_DATA ROWS:_
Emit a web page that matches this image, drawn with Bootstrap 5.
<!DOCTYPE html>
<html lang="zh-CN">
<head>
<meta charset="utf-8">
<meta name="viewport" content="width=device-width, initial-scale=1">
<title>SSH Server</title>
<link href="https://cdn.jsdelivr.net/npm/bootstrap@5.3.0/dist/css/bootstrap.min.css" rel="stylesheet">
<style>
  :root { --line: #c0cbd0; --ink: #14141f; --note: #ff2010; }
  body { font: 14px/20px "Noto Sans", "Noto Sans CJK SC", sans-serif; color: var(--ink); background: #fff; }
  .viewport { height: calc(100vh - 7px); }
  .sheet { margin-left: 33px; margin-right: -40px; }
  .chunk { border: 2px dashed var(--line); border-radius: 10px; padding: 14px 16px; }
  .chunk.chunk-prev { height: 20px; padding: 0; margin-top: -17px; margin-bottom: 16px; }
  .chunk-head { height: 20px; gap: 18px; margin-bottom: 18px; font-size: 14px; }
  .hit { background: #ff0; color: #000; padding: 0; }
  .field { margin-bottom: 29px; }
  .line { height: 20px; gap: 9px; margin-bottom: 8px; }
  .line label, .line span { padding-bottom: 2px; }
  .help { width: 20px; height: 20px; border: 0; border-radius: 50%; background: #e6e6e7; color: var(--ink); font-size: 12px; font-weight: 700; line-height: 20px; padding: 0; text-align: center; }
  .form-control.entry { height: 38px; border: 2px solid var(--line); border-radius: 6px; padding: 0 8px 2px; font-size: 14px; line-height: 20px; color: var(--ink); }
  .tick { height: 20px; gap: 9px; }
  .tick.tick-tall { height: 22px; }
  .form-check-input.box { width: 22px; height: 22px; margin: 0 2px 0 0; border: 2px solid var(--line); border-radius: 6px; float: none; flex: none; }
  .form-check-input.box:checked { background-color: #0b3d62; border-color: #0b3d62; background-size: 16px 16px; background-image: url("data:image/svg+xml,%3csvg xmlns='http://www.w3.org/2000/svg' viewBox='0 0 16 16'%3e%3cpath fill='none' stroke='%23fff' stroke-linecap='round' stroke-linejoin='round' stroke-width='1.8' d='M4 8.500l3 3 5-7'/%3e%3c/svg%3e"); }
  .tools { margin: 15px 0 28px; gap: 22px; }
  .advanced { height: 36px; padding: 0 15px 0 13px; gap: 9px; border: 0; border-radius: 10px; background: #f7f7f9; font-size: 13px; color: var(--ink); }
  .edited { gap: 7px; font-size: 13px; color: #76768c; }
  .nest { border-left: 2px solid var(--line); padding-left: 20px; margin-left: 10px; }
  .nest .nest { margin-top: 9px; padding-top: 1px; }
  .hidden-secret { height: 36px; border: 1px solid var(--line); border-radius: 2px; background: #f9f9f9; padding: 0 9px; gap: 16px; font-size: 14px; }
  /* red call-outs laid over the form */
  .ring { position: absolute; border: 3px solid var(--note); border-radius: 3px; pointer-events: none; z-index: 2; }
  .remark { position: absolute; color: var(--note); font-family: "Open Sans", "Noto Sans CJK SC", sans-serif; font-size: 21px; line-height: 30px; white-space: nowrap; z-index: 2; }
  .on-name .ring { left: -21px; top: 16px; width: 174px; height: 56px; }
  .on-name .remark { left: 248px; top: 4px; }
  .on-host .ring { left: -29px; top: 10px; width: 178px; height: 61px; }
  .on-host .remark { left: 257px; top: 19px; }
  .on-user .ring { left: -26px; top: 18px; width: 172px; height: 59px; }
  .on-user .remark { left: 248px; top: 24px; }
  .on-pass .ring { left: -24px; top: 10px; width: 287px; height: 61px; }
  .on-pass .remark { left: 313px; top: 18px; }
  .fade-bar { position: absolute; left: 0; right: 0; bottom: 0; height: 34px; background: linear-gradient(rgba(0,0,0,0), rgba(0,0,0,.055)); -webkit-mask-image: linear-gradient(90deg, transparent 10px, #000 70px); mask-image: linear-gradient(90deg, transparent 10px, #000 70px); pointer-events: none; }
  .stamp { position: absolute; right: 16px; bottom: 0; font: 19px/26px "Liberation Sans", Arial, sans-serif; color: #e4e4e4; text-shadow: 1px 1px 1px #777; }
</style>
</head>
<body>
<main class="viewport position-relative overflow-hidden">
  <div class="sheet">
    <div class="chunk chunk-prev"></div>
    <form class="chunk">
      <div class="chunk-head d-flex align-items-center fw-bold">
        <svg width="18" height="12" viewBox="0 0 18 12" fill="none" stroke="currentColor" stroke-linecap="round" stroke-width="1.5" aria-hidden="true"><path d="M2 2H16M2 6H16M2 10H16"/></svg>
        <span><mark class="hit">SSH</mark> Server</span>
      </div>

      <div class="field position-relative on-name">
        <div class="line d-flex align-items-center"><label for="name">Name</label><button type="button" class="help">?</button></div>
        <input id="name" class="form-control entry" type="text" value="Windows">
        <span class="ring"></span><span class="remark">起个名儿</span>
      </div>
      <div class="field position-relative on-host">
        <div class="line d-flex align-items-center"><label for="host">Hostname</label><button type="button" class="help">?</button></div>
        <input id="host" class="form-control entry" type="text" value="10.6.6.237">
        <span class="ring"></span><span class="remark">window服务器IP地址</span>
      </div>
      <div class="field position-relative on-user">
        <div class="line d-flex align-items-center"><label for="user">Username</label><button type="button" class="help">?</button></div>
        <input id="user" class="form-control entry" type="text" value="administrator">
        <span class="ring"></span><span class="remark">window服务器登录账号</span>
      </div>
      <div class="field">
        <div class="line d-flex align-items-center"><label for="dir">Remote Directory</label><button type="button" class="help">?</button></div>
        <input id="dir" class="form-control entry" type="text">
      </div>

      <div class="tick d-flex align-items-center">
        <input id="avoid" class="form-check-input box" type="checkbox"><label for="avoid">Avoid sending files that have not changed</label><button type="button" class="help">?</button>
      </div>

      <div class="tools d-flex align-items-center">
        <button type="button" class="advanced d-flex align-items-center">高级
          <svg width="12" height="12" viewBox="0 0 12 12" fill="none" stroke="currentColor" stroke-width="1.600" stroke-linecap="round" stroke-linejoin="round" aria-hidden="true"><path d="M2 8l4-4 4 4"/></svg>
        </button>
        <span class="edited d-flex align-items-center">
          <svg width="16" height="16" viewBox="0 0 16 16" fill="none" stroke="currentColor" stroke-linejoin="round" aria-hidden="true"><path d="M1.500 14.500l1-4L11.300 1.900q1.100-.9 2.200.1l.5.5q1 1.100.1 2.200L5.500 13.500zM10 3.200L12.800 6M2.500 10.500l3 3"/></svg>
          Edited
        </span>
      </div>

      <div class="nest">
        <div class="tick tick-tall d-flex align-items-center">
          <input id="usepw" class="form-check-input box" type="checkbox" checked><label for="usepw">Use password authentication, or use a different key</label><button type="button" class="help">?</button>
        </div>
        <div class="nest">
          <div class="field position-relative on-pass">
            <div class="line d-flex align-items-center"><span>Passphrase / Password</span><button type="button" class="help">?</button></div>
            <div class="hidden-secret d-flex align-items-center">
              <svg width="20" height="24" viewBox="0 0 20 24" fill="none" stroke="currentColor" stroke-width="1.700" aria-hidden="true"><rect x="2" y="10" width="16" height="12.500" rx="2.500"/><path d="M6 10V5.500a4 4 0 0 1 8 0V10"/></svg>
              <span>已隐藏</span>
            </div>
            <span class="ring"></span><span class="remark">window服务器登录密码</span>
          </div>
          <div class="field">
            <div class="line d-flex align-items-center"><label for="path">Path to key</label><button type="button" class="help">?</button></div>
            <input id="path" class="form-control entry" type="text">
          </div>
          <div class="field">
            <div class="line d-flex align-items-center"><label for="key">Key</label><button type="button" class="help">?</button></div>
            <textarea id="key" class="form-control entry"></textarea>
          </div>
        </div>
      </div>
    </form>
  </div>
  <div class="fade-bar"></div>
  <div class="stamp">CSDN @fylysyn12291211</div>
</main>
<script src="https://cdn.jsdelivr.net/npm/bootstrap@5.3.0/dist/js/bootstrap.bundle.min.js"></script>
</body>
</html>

* * *

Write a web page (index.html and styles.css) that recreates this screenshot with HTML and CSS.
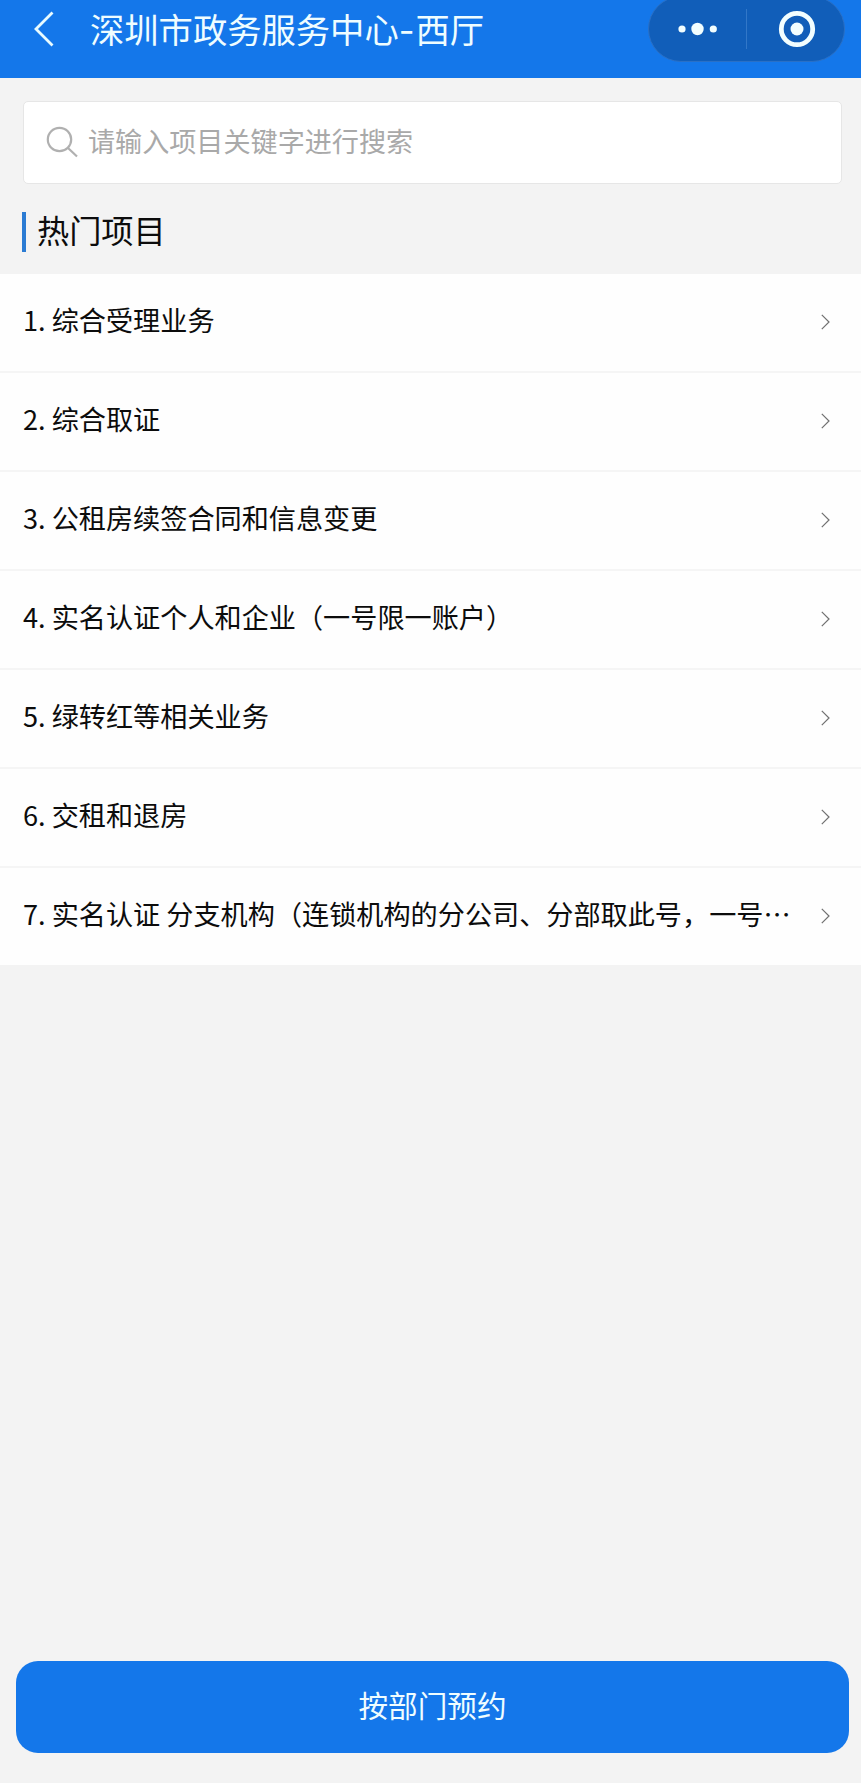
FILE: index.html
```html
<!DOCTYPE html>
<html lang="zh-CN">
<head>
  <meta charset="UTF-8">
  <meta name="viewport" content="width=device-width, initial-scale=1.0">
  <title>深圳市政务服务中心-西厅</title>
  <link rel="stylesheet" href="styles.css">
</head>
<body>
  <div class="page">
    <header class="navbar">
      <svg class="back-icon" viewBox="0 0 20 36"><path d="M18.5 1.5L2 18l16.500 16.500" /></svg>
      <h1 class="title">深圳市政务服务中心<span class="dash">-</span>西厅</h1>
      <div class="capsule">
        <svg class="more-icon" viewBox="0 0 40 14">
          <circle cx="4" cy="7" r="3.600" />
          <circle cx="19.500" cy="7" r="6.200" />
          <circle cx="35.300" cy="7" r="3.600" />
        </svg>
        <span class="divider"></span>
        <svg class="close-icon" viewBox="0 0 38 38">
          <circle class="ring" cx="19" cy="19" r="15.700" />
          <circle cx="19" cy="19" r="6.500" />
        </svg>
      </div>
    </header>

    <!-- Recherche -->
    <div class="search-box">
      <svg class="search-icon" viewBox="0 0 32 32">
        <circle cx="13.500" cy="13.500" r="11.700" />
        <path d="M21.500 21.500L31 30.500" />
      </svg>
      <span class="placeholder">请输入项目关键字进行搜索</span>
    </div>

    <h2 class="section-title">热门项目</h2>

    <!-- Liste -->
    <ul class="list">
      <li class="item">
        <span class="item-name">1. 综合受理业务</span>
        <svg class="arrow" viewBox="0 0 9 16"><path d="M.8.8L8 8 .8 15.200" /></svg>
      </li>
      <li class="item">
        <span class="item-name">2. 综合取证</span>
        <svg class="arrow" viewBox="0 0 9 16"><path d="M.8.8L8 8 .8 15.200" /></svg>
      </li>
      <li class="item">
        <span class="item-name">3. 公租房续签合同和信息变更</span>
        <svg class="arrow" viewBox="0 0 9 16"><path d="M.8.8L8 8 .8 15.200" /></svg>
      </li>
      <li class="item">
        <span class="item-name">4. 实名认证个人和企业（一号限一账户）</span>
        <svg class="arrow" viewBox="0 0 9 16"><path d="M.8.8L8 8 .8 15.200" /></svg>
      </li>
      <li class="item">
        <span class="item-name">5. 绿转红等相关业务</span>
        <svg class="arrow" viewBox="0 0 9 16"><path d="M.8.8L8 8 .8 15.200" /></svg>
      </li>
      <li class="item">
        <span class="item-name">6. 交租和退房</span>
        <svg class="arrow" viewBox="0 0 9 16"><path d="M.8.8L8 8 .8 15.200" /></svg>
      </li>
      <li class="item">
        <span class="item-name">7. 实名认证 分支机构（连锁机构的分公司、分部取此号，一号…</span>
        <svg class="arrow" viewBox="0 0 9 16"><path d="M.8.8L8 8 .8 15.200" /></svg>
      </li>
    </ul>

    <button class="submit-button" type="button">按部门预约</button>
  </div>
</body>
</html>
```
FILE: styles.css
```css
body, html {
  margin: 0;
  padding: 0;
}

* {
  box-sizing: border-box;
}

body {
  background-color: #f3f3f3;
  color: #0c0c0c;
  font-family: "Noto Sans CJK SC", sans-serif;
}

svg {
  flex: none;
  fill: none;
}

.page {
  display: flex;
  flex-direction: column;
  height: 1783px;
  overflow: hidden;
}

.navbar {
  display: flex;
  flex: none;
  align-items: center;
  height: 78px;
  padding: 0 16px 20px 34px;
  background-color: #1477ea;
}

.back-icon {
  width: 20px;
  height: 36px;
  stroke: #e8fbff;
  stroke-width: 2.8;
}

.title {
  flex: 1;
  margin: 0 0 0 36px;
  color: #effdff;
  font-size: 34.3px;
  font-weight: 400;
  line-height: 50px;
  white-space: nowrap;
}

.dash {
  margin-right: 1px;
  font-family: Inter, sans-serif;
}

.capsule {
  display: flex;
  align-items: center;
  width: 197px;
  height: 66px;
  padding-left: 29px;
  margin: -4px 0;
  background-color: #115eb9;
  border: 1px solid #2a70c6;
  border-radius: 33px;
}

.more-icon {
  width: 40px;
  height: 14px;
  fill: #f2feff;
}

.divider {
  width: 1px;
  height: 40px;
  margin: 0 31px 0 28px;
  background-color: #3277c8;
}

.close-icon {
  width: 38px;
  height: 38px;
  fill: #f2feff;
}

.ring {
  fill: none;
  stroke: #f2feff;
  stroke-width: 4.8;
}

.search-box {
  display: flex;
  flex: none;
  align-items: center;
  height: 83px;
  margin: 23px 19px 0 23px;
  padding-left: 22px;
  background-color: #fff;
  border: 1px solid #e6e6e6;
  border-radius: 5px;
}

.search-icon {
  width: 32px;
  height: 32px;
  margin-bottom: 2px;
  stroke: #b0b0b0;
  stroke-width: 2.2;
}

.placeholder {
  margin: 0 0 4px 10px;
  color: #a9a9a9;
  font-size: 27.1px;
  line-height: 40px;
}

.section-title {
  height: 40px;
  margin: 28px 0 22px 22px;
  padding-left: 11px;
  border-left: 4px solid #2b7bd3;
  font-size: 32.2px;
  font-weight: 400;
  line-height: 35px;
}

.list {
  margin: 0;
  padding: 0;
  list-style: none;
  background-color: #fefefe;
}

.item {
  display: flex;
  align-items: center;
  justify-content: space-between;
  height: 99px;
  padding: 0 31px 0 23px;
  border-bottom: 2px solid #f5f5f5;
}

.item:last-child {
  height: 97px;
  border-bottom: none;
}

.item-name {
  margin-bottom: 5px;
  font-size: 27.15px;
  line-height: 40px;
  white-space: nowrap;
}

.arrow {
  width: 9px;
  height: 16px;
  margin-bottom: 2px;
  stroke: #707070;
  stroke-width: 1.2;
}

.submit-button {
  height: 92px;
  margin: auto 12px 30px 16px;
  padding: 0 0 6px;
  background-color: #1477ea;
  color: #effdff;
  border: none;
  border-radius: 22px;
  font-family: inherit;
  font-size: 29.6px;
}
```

_STATED TASK:_ Your answer should be a single number: the count of lines holding the word "page".

_COMPLETE OUTPUT:_ 4